Ask Amy: Friendship fail leads to wedding worry
Dear Amy: In January, my best friend of 30 years and I had a falling out, this was not the first one we’ve had over the years.
I sent texts, checking on her health during the pandemic, with no response. Finally, two weeks ago, she contacted me.
She’s getting married and she said she couldn’t decide whether to invite me.
I told her that either way I would understand; it’s her day, not mine.
I didn’t hear back.
She messaged me tonight, asking if I’d like to attend her wedding, adding that I’m invited, but not my fiance or my children.
I’ve never felt comfortable around her other friends, as she behaves very differently around them. (This behavior is what has caused us to fall out multiple times.)
Now I don’t know whether I should attend. On the one hand, I’d like to be there, because we’ve known each other since the first grade. I love her family, but I’m worried I’ll receive the same treatment from her and her friends that I have experienced before.
NOT going might be better than going. I wouldn’t want to go and then regret it.
However, I appreciate that she got over her pride and invited me.
What do I do? What should I say?
I don’t want to hurt her, but I also feel like after the last falling-out, we’ll never be close again. — AB in Illinois
Dear AB: Your friend has been open about her reluctance to have you attend her wedding. Her reluctance has been underscored by the ungracious way she extended the invitation, and the parameters she has imposed.
Additionally, you don’t really want to go.
I’d call that a mutual parting of the ways.
You do not need to bring the hammer down on this friendship, because it is quite obviously waning. You could respond, “I’m so happy for you; I know this will be a wonderful celebration. I appreciate the invitation, but unfortunately, I won’t be able to make it. I’ll be thinking of you on the big day.”

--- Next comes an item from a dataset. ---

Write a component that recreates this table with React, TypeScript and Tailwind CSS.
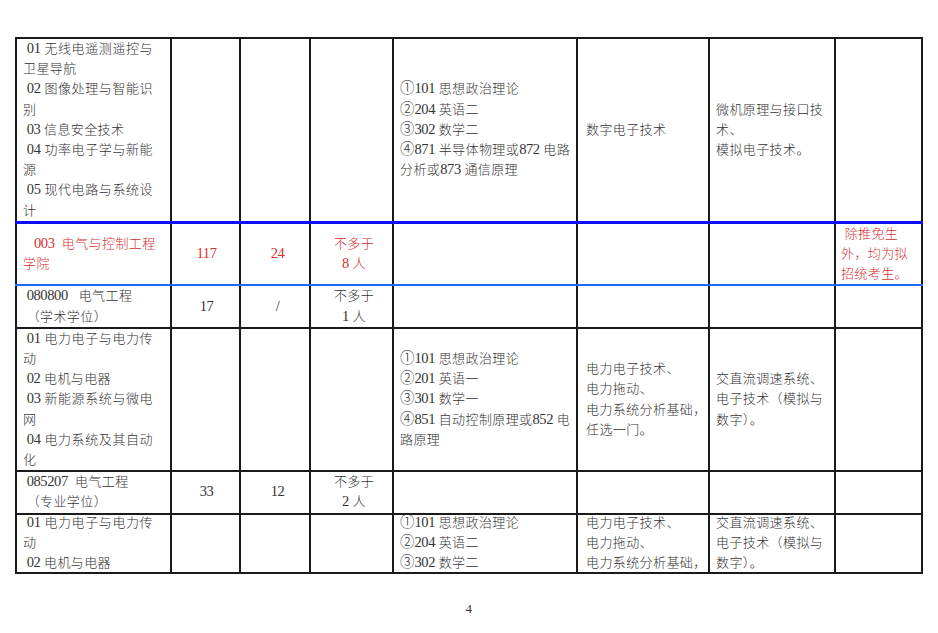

Dear Amy: One of my daughters got married last November.
My other daughter is getting married this November.
Can I wear the same dress to this wedding that I wore to last year’s wedding? — MOB X 2
Dear MOB: You can wear whatever you want to wear, as long as you feel good about how you look.
However, before wearing the same dress to this daughter’s wedding, you should carefully think it through and talk it over with the prospective bride.

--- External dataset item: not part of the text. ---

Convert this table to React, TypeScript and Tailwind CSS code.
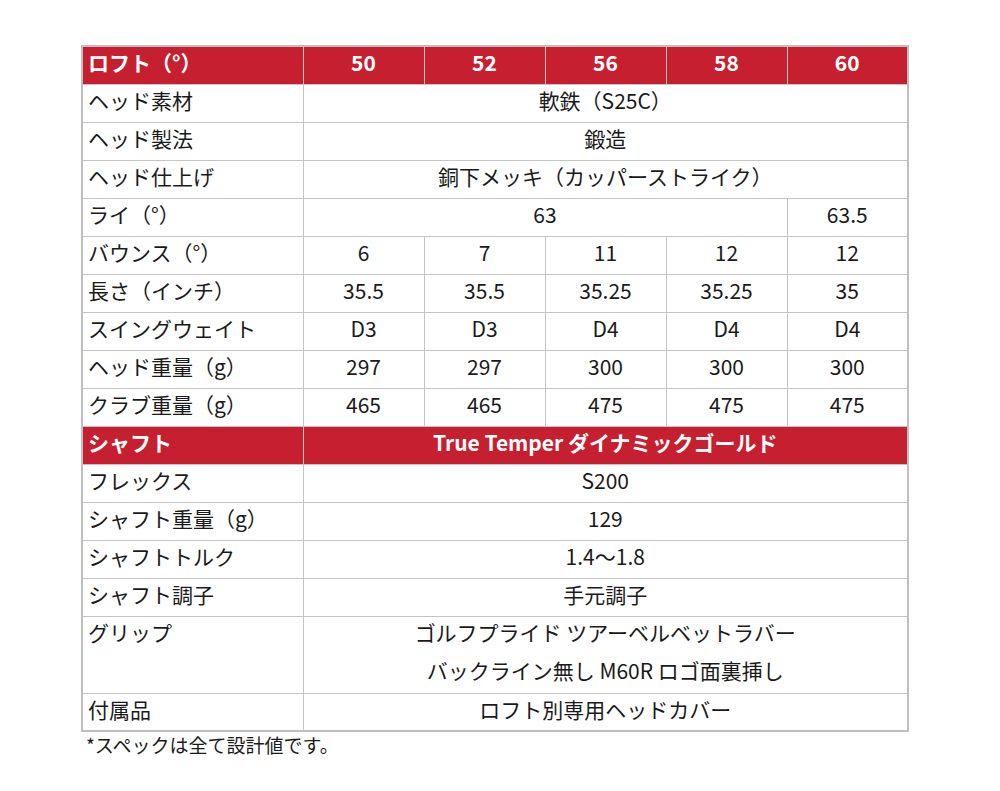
const font = { fontFamily: '"Noto Sans CJK JP", "Noto Sans", sans-serif' };

type Row = { label: string; cells: { text: string | string[]; span?: number }[] };

const headRows: Row[] = [
  { label: "ヘッド素材", cells: [{ text: "軟鉄（S25C）", span: 5 }] },
  { label: "ヘッド製法", cells: [{ text: "鍛造", span: 5 }] },
  { label: "ヘッド仕上げ", cells: [{ text: "銅下メッキ（カッパーストライク）", span: 5 }] },
  { label: "ライ（°）", cells: [{ text: "63", span: 4 }, { text: "63.5" }] },
  { label: "バウンス（°）", cells: ["6", "7", "11", "12", "12"].map((t) => ({ text: t })) },
  { label: "長さ（インチ）", cells: ["35.5", "35.5", "35.25", "35.25", "35"].map((t) => ({ text: t })) },
  { label: "スイングウェイト", cells: ["D3", "D3", "D4", "D4", "D4"].map((t) => ({ text: t })) },
  { label: "ヘッド重量（g）", cells: ["297", "297", "300", "300", "300"].map((t) => ({ text: t })) },
  { label: "クラブ重量（g）", cells: ["465", "465", "475", "475", "475"].map((t) => ({ text: t })) },
];

const shaftRows: Row[] = [
  { label: "フレックス", cells: [{ text: "S200", span: 5 }] },
  { label: "シャフト重量（g）", cells: [{ text: "129", span: 5 }] },
  { label: "シャフトトルク", cells: [{ text: "1.4～1.8", span: 5 }] },
  { label: "シャフト調子", cells: [{ text: "手元調子", span: 5 }] },
  {
    label: "グリップ",
    cells: [{ text: ["ゴルフプライド ツアーベルベットラバー", "バックライン無し M60R ロゴ面裏挿し"], span: 5 }],
  },
  { label: "付属品", cells: [{ text: "ロフト別専用ヘッドカバー", span: 5 }] },
];

const td = "border border-[#c4c4c4] h-[38px] p-0 pb-[6px] leading-[30px]";

function BodyRow({ row }: { row: Row }) {
  const multi = row.cells.some((c) => Array.isArray(c.text));
  return (
    <tr>
      <td className={`${td} ${multi ? "align-top" : ""} pl-[5px] text-left`}>{row.label}</td>
      {row.cells.map((c, i) => (
        <td key={i} colSpan={c.span ?? 1} className={`${td} text-center`}>
          {Array.isArray(c.text)
            ? c.text.map((line, j) => (
                <div key={line} className={j === 0 ? "h-[38px] leading-[30px]" : "h-[32px] leading-[30px]"}>
                  {line}
                </div>
              ))
            : c.text}
        </td>
      ))}
    </tr>
  );
}

function HeaderRow({ label, cells }: { label: string; cells: { text: string; span?: number }[] }) {
  const th =
    "border border-[#c4c4c4] bg-[#c62030] text-white font-bold h-[38px] p-0 pb-[6px] leading-[30px]";
  return (
    <tr>
      <td className={`${th} text-left pl-[5px]`}>{label}</td>
      {cells.map((c, i) => (
        <td key={i} colSpan={c.span ?? 1} className={`${th} text-center`}>
          {c.text}
        </td>
      ))}
    </tr>
  );
}

export default function App() {
  return (
    <div className="w-[1000px] h-[791px] bg-white pt-[45px] pl-[81px] text-[#1a1a1a]" style={font}>
      <table className="border-collapse border-2 border-[#bfbfbf] w-[827px] table-fixed text-[21px]">
        <colgroup>
          <col className="w-[221px]" />
          <col className="w-[121px]" />
          <col className="w-[121px]" />
          <col className="w-[121px]" />
          <col className="w-[121px]" />
          <col className="w-[121px]" />
        </colgroup>
        <tbody>
          <HeaderRow label="ロフト（°）" cells={["50", "52", "56", "58", "60"].map((t) => ({ text: t }))} />
          {headRows.map((r) => (
            <BodyRow key={r.label} row={r} />
          ))}
          <HeaderRow label="シャフト" cells={[{ text: "True Temper ダイナミックゴールド", span: 5 }]} />
          {shaftRows.map((r) => (
            <BodyRow key={r.label} row={r} />
          ))}
        </tbody>
      </table>
      <p className="text-[19px] leading-[26px] pl-[5px] text-[#1a1a1a]">*スペックは全て設計値です。</p>
    </div>
  );
}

Weddings last for part of a day, but the wedding photos last forever. Try to envision how you would perceive the pictures of each daughter’s wedding over time. Would you feel at all self-conscious — after the fact — about essentially looking exactly the same in the two sets of photos, taken at different occasions, a year apart?

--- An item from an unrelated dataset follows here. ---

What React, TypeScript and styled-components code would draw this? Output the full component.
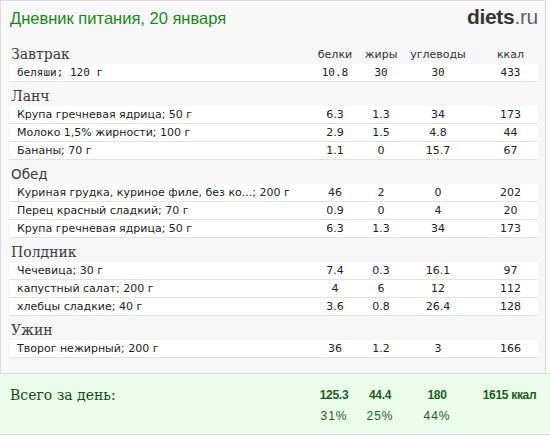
import React from 'react';
import styled, { createGlobalStyle } from 'styled-components';

const GlobalStyle = createGlobalStyle`
  html, body {
    margin: 0;
    padding: 0;
    background: #ffffff;
  }
  body {
    font-family: "DejaVu Sans", Verdana, sans-serif;
  }
`;

type Food = {
  name: string;
  protein: string;
  fat: string;
  carbs: string;
  kcal: string;
  mono?: boolean;
};

type Meal = {
  title: string;
  sans?: boolean;
  foods: Food[];
};

const meals: Meal[] = [
  {
    title: 'Завтрак',
    foods: [{ name: 'беляши; 120 г', protein: '10.8', fat: '30', carbs: '30', kcal: '433', mono: true }],
  },
  {
    title: 'Ланч',
    foods: [
      { name: 'Крупа гречневая ядрица; 50 г', protein: '6.3', fat: '1.3', carbs: '34', kcal: '173' },
      { name: 'Молоко 1,5% жирности; 100 г', protein: '2.9', fat: '1.5', carbs: '4.8', kcal: '44' },
      { name: 'Бананы; 70 г', protein: '1.1', fat: '0', carbs: '15.7', kcal: '67' },
    ],
  },
  {
    title: 'Обед',
    sans: true,
    foods: [
      { name: 'Куриная грудка, куриное филе, без ко...; 200 г', protein: '46', fat: '2', carbs: '0', kcal: '202' },
      { name: 'Перец красный сладкий; 70 г', protein: '0.9', fat: '0', carbs: '4', kcal: '20' },
      { name: 'Крупа гречневая ядрица; 50 г', protein: '6.3', fat: '1.3', carbs: '34', kcal: '173' },
    ],
  },
  {
    title: 'Полдник',
    foods: [
      { name: 'Чечевица; 30 г', protein: '7.4', fat: '0.3', carbs: '16.1', kcal: '97' },
      { name: 'капустный салат; 200 г', protein: '4', fat: '6', carbs: '12', kcal: '112' },
      { name: 'хлебцы сладкие; 40 г', protein: '3.6', fat: '0.8', carbs: '26.4', kcal: '128' },
    ],
  },
  {
    title: 'Ужин',
    foods: [{ name: 'Творог нежирный; 200 г', protein: '36', fat: '1.2', carbs: '3', kcal: '166' }],
  },
];

const App = () => {
  return (
    <>
      <GlobalStyle />
      <Page>
        <Panel>
          <Header>
            <Title>Дневник питания, 20 января</Title>
            <Logo>
              <b>diets</b>.ru
            </Logo>
          </Header>
          {meals.map((meal, i) => (
            <section key={meal.title}>
              <MealHead>
                <MealTitle $sans={meal.sans}>{meal.title}</MealTitle>
                {i === 0 && (
                  <>
                    <ColLabel>белки</ColLabel>
                    <ColLabel>жиры</ColLabel>
                    <ColLabel>углеводы</ColLabel>
                    <ColLabel $last>ккал</ColLabel>
                  </>
                )}
              </MealHead>
              {meal.foods.map((food, j) => (
                <FoodRow key={j} $mono={food.mono}>
                  <FoodName>{food.name}</FoodName>
                  <Num>{food.protein}</Num>
                  <Num>{food.fat}</Num>
                  <Num>{food.carbs}</Num>
                  <Num $last>{food.kcal}</Num>
                </FoodRow>
              ))}
            </section>
          ))}
        </Panel>
        <Totals>
          <TotalLabel>Всего за день:</TotalLabel>
          <TotalNum>125.3</TotalNum>
          <TotalNum>44.4</TotalNum>
          <TotalNum>180</TotalNum>
          <TotalNum $last>1615 ккал</TotalNum>
          <span />
          <Percent>31%</Percent>
          <Percent>25%</Percent>
          <Percent>44%</Percent>
          <span />
        </Totals>
      </Page>
    </>
  );
};

export default App;

const cols = '1fr 48px 44px 70px 65px';

const Page = styled.div`
  width: 550px;
  height: 436px;
  overflow: hidden;
`;

const Panel = styled.div`
  box-sizing: border-box;
  width: 546px;
  background: #f7f7f7;
  border: 1px solid #dedede;
  border-bottom: none;
  padding: 0 7px 15px 9px;
`;

const Header = styled.div`
  height: 39px;
  display: flex;
  justify-content: space-between;
  align-items: flex-start;
`;

const Title = styled.div`
  font-family: "Liberation Sans", Arial, sans-serif;
  font-size: 16.5px;
  line-height: 20px;
  padding-top: 7px;
  color: #178a17;
`;

const Logo = styled.div`
  font-family: "Liberation Sans", Arial, sans-serif;
  font-size: 21px;
  line-height: 24px;
  padding-top: 4px;
  color: #666666;
  letter-spacing: -0.3px;

  b {
    color: #363636;
  }
`;

const MealHead = styled.div`
  height: 24px;
  display: grid;
  grid-template-columns: ${cols};
  align-items: center;
  padding-top: 4px;
  box-sizing: border-box;
`;

const MealTitle = styled.div<{ $sans?: boolean }>`
  font-family: ${(p) => (p.$sans ? '"DejaVu Sans", Verdana, sans-serif' : '"DejaVu Serif", Georgia, serif')};
  font-size: ${(p) => (p.$sans ? '13.5px' : '14px')};
  color: #3c3c3c;
  line-height: 18px;
  padding-left: 1px;
`;

const ColLabel = styled.div<{ $last?: boolean }>`
  font-size: 11px;
  color: #333;
  text-align: center;
  padding-left: ${(p) => (p.$last ? '10px' : '0')};
`;

const FoodRow = styled.div<{ $mono?: boolean }>`
  display: grid;
  grid-template-columns: ${cols};
  align-items: center;
  height: 17px;
  background: #ffffff;
  border-bottom: 1px solid #e3e3e3;
  font-family: ${(p) => (p.$mono ? '"DejaVu Sans Mono", monospace' : '"DejaVu Sans", Verdana, sans-serif')};
  font-size: 11px;
  color: #222;
`;

const FoodName = styled.div`
  padding-left: 7px;
  white-space: nowrap;
  overflow: hidden;
`;

const Num = styled.div<{ $last?: boolean }>`
  text-align: center;
  padding-left: ${(p) => (p.$last ? '10px' : '0')};
`;

const Totals = styled.div`
  box-sizing: border-box;
  height: 62px;
  background: #eafcea;
  border-top: 1px solid #dadada;
  border-bottom: 1px solid #dadada;
  display: grid;
  grid-template-columns: ${cols};
  grid-template-rows: 22px 20px;
  align-items: center;
  padding: 10px 13px 0 10px;
  font-family: "Liberation Sans", Arial, sans-serif;
  color: #1d5f1d;
`;

const TotalLabel = styled.div`
  font-family: "DejaVu Serif", Georgia, serif;
  font-size: 14px;
  color: #0e4f0e;
`;

const TotalNum = styled.div<{ $last?: boolean }>`
  font-weight: bold;
  font-size: 12px;
  letter-spacing: -0.3px;
  text-align: center;
  padding-left: ${(p) => (p.$last ? '10px' : '0')};
`;

const Percent = styled.div`
  font-size: 12px;
  letter-spacing: 1px;
  text-align: center;
`;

You might be able to alter your look by adding a shawl or a dressy coat over your favorite dress.
Dear Amy: I’m writing in response to your answer to “Lost,” the granddaughter whose grandmother was now in hospice care but a rift in the family had many family members unaware of the grandmother’s status.
A very valuable resource is the hospice program. All hospices are required to have both social workers and bereavement counselors. Reaching out to them (this can be done through the nurse or directly through the hospice program) can be of immense help to navigate the pending loss for all family members.
This family seems to be at a very high risk for what is known as a “complicated bereavement.” This can be mitigated through use of the hospice program’s resources. Hospice services do not end when the patient dies, and bereavement does not start after the patient’s death.
I was a longtime hospice medical director, now retired.
I hope this family reaches out for some help to mitigate their losses. — Timothy J. Moynihan, MD
Dear Dr. Moynihan: This grandmother was already in hospice care. Thank you for the reminder of all of the ancillary services hospice offers. And thank you for your own service to dying people, and those who love them. Hospice care is life (and death) changing.
Dear Amy: You had some nerve, suggesting that “Unforgiving” should forgive her mother-in-law’s adultery.
Would you ever suggest forgiving a man for his adultery? I THINK NOT. — Disappointed
Dear Disappointed: Not only would I suggest it, I’ve done it, myself. And that’s when I learned that forgiving was serving my own emotional well-being.